Return only the number of lines that hold "this".

Begin SUPPLIED RECORDS

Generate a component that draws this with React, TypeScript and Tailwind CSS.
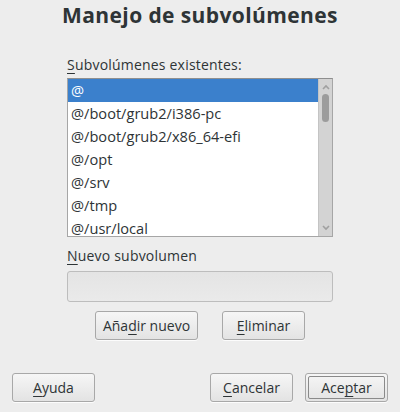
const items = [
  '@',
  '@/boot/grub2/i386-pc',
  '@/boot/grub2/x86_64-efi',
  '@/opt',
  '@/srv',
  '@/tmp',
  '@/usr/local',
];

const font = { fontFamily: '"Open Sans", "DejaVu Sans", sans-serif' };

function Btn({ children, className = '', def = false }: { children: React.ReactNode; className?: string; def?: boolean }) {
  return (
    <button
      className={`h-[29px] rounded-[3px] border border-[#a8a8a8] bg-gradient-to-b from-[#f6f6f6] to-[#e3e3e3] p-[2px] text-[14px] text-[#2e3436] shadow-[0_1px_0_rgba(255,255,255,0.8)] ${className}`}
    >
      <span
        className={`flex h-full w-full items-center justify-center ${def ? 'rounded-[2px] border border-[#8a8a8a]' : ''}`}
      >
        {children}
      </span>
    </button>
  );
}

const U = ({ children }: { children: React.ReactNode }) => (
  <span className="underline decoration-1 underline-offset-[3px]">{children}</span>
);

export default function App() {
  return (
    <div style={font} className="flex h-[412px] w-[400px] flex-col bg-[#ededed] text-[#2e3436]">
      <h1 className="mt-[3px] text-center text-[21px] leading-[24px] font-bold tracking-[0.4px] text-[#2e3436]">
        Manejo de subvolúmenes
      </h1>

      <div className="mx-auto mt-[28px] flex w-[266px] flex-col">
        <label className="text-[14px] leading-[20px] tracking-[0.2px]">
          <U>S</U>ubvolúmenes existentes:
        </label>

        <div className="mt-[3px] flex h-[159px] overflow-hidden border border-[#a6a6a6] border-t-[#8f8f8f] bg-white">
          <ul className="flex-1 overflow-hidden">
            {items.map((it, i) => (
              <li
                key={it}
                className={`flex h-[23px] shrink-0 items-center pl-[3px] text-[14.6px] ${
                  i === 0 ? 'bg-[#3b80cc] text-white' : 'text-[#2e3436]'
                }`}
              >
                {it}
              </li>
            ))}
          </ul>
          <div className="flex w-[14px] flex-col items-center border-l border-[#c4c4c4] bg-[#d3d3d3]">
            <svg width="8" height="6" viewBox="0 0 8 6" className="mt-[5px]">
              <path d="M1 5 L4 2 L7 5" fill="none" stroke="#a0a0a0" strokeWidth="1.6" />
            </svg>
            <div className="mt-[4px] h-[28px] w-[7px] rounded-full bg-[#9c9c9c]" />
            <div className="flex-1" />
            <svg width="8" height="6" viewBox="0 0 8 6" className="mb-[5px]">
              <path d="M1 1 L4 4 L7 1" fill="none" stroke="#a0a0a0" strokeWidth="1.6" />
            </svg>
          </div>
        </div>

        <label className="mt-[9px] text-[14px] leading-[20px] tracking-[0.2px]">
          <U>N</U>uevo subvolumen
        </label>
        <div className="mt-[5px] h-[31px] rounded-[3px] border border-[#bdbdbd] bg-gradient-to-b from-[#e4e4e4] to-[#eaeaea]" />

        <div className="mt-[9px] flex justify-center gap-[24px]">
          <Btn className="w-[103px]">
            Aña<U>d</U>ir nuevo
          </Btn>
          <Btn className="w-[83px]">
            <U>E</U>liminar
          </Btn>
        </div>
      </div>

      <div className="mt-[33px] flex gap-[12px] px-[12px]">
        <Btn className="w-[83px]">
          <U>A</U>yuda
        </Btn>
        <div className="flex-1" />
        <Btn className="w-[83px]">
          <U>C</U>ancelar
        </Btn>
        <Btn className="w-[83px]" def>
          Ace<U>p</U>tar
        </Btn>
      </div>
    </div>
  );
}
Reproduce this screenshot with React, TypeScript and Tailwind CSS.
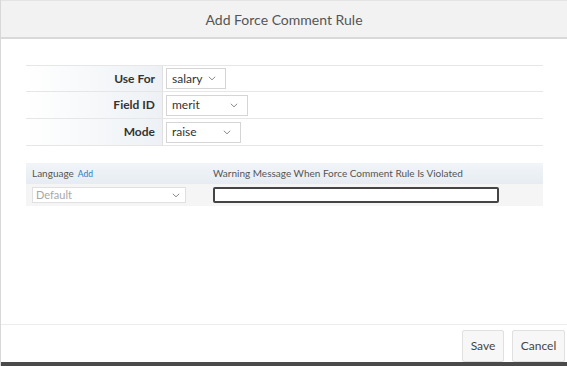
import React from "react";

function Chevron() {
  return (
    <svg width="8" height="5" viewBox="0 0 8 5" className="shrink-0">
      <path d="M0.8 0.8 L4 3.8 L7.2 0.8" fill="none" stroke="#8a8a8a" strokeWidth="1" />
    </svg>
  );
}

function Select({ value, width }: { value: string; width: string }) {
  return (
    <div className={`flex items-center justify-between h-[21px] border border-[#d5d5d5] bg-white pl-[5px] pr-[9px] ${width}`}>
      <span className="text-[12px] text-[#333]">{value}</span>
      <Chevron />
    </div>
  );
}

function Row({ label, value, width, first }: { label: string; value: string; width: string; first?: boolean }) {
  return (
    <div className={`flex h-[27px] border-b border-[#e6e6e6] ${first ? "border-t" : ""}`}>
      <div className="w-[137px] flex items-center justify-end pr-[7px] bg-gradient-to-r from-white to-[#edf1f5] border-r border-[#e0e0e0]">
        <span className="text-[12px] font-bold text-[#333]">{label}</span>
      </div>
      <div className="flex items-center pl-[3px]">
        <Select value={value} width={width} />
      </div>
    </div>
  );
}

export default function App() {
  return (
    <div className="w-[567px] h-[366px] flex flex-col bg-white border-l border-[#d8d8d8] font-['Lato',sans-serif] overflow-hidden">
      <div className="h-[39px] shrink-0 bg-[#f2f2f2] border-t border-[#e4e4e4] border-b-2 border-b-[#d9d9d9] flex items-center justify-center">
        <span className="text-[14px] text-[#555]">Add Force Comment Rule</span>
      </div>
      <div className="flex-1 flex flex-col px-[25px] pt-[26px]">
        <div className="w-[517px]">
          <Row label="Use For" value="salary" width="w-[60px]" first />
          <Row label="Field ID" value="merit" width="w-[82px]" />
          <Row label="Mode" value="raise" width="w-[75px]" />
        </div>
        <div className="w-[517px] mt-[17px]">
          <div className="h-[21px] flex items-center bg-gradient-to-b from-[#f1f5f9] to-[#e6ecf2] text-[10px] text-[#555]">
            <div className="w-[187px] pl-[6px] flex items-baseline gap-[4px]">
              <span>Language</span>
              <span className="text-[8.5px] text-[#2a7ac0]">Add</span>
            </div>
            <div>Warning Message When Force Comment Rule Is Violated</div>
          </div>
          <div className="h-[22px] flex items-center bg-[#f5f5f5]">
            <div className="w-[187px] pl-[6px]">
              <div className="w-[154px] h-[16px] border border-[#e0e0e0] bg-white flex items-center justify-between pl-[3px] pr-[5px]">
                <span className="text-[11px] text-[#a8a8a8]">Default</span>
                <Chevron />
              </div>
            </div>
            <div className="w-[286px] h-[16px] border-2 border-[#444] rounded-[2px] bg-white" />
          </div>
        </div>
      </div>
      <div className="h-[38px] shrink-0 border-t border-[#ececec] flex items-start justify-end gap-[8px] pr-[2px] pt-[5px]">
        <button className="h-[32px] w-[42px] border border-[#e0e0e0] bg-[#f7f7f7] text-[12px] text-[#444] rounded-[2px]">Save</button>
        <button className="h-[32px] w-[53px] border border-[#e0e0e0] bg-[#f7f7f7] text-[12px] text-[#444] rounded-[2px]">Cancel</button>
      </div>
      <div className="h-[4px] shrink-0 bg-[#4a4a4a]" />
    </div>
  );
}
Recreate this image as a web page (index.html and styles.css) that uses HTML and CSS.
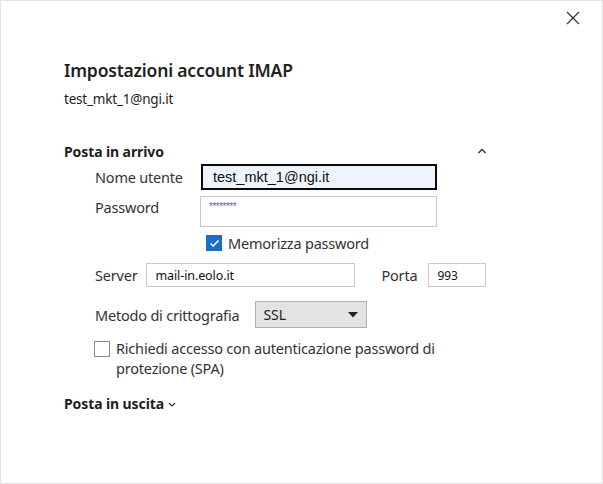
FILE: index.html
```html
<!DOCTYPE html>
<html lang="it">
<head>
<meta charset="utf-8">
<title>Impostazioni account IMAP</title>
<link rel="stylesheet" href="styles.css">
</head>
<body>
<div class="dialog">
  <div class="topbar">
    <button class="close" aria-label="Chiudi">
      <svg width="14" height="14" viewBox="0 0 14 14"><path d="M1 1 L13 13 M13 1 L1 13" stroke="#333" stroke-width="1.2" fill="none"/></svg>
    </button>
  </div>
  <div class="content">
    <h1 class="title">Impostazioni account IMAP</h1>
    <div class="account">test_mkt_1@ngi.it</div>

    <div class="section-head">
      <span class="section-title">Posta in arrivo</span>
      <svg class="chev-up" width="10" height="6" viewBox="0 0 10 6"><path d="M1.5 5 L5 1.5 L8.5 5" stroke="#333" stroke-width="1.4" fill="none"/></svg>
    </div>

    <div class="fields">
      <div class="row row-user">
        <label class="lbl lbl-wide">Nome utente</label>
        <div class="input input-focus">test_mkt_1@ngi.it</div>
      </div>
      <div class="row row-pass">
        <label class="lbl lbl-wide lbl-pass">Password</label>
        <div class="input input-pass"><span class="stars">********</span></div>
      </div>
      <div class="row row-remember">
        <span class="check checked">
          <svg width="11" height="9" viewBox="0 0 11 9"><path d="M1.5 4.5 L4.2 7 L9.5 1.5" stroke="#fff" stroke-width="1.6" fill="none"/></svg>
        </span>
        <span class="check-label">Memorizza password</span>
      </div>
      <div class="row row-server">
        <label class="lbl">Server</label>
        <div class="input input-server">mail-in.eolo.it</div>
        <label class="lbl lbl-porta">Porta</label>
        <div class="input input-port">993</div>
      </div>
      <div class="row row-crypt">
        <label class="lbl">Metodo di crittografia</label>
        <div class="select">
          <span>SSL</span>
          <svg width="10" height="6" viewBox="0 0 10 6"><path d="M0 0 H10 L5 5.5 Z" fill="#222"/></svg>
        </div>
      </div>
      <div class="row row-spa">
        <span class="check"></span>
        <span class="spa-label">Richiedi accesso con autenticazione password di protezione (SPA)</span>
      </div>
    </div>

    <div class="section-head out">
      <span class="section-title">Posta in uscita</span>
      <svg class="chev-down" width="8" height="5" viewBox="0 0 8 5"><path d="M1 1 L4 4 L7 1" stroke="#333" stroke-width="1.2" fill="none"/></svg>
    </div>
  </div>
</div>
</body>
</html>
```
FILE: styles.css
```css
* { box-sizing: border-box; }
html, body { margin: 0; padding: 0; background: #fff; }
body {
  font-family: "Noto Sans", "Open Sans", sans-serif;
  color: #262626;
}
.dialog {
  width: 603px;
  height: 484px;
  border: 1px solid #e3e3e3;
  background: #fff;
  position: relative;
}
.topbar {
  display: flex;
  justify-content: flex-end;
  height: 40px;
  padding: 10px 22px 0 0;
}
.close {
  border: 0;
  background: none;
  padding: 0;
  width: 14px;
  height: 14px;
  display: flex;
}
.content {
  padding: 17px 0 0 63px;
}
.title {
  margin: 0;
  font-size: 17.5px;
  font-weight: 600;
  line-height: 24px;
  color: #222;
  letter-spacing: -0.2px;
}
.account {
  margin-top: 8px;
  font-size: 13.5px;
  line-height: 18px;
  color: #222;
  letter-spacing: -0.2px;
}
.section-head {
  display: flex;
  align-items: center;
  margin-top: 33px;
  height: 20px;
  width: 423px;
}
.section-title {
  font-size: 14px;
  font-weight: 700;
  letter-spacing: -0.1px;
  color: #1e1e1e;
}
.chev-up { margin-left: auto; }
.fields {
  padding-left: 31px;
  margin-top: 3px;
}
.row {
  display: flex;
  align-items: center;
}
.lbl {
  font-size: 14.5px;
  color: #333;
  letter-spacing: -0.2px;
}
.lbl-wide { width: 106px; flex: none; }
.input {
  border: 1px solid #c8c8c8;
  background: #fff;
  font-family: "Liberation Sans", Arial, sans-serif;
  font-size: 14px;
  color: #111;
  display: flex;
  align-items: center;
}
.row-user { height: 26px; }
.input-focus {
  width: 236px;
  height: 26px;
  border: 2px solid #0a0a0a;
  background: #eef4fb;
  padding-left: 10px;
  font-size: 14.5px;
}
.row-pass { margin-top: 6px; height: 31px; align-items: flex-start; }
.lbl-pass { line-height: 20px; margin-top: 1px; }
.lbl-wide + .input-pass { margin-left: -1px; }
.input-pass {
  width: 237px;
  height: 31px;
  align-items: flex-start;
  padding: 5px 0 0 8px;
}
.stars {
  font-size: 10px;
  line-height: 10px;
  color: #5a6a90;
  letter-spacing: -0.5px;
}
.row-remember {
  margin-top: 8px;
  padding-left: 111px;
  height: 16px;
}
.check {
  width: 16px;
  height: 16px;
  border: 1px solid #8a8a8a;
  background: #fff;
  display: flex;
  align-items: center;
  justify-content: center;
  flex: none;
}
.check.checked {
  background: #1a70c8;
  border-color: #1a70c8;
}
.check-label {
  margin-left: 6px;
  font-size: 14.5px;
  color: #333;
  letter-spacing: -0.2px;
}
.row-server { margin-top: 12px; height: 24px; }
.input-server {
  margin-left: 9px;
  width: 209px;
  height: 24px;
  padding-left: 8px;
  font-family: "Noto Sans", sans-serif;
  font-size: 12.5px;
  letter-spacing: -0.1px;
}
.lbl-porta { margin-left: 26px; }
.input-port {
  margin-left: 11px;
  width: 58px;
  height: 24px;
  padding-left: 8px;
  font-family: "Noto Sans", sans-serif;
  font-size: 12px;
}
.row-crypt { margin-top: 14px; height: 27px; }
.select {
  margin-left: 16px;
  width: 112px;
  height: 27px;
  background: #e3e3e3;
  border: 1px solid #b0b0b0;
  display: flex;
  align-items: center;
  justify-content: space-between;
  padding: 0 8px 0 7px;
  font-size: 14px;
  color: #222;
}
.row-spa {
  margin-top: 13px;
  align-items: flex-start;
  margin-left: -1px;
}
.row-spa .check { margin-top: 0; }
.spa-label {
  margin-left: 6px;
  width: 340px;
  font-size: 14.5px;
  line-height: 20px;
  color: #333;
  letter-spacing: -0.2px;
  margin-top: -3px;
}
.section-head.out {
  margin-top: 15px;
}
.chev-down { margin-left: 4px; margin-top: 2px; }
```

End SUPPLIED RECORDS

◆ ANSWER IN FULL: 3